Material for the task -

▬▬▬▬▬▬▬▬▬▬

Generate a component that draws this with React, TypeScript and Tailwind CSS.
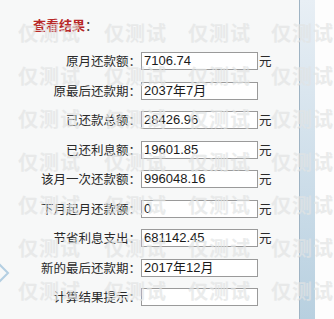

▬▬▬▬▬▬▬▬▬▬

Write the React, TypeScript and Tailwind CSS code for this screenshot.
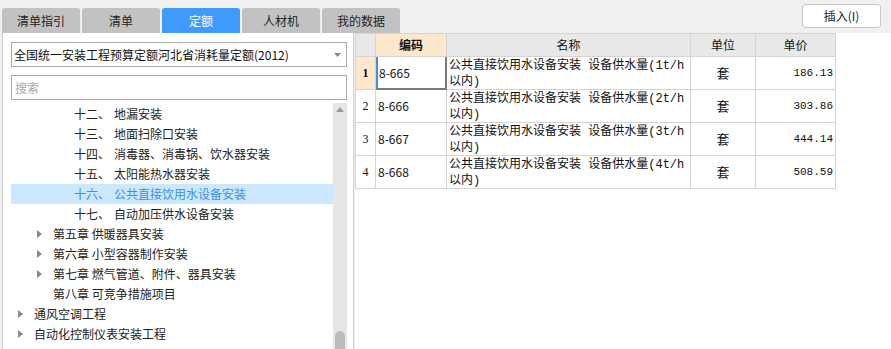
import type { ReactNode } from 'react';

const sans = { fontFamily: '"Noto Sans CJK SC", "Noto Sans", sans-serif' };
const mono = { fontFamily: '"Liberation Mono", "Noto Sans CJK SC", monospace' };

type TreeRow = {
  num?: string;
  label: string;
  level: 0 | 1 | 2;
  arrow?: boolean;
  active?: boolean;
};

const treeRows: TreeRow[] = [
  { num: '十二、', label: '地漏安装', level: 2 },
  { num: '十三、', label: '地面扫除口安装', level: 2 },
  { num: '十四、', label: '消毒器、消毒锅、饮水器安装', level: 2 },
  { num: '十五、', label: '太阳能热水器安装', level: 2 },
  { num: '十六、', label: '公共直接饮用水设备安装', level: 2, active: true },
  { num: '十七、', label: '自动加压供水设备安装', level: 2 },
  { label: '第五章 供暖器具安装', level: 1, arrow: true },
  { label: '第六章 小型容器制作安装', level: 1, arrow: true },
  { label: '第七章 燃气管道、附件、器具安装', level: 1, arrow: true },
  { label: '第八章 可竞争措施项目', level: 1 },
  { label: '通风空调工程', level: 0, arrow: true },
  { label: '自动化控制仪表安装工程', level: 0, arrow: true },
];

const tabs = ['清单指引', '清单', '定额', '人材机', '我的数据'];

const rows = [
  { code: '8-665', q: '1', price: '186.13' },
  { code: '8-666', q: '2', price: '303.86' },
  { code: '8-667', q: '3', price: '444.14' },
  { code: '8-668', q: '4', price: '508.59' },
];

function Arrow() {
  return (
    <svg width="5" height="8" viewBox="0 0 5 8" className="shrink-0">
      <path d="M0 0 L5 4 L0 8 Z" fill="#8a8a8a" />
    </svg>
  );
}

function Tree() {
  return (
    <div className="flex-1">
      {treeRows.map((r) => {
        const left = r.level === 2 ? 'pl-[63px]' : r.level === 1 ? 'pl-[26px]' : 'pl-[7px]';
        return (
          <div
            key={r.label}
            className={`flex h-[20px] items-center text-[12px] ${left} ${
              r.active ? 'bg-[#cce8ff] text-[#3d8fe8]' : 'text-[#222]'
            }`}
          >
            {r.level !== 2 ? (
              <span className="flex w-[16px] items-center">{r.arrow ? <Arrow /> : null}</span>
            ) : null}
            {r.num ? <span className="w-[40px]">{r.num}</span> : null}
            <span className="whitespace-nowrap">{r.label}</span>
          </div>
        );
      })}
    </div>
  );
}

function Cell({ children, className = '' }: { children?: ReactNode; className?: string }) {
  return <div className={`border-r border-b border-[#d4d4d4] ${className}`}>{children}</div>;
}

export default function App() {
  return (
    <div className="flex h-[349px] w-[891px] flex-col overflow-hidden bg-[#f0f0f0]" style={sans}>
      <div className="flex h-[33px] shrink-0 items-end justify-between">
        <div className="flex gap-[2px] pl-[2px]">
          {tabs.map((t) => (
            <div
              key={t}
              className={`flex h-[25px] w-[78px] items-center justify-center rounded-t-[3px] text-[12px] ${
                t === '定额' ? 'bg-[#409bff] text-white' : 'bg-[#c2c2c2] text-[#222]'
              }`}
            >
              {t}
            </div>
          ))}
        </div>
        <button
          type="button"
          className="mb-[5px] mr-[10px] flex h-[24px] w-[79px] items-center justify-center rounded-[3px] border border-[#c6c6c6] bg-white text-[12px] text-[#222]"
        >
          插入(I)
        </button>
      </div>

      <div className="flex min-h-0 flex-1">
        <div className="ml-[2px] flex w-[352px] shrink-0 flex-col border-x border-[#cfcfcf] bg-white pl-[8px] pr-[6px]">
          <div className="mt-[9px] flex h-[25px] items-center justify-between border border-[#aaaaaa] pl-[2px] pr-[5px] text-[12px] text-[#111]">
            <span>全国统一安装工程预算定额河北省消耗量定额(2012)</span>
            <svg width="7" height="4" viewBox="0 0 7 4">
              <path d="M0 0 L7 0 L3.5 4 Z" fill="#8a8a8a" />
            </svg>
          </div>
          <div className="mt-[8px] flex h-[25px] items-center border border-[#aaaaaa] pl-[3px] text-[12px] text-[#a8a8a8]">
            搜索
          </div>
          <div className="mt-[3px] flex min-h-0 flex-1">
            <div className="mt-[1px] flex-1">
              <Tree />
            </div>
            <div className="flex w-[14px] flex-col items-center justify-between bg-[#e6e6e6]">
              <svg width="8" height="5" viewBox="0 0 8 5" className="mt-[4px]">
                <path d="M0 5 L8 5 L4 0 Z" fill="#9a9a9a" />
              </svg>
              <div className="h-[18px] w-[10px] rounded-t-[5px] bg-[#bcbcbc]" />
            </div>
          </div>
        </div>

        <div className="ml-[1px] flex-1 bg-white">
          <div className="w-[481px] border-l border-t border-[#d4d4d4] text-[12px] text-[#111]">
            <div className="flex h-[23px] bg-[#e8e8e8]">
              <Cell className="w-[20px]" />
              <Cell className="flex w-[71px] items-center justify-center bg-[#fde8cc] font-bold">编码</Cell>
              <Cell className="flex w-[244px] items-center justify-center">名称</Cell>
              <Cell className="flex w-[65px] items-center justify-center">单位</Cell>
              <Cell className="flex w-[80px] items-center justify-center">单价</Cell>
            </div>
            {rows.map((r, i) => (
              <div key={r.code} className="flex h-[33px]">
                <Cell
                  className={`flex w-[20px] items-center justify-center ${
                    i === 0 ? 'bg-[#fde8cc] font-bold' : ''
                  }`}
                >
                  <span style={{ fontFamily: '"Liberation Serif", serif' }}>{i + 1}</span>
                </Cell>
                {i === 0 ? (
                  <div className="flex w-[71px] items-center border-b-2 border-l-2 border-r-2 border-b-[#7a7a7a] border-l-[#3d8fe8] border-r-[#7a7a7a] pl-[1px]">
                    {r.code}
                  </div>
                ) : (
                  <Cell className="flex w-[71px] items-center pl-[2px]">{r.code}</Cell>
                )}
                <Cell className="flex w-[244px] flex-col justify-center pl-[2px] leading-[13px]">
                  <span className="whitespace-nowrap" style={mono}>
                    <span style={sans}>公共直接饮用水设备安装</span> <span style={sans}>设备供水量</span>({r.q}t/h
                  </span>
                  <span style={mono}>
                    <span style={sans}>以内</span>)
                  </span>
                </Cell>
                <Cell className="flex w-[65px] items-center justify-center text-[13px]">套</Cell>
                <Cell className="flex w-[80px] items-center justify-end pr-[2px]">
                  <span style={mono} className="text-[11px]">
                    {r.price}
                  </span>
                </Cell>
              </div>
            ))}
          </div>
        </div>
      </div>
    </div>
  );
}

▬▬▬▬▬▬▬▬▬▬

What to work on - Note every line above where the string "Tailwind" shows up, and copy those lines.

Result below -
Generate a component that draws this with React, TypeScript and Tailwind CSS.
Write the React, TypeScript and Tailwind CSS code for this screenshot.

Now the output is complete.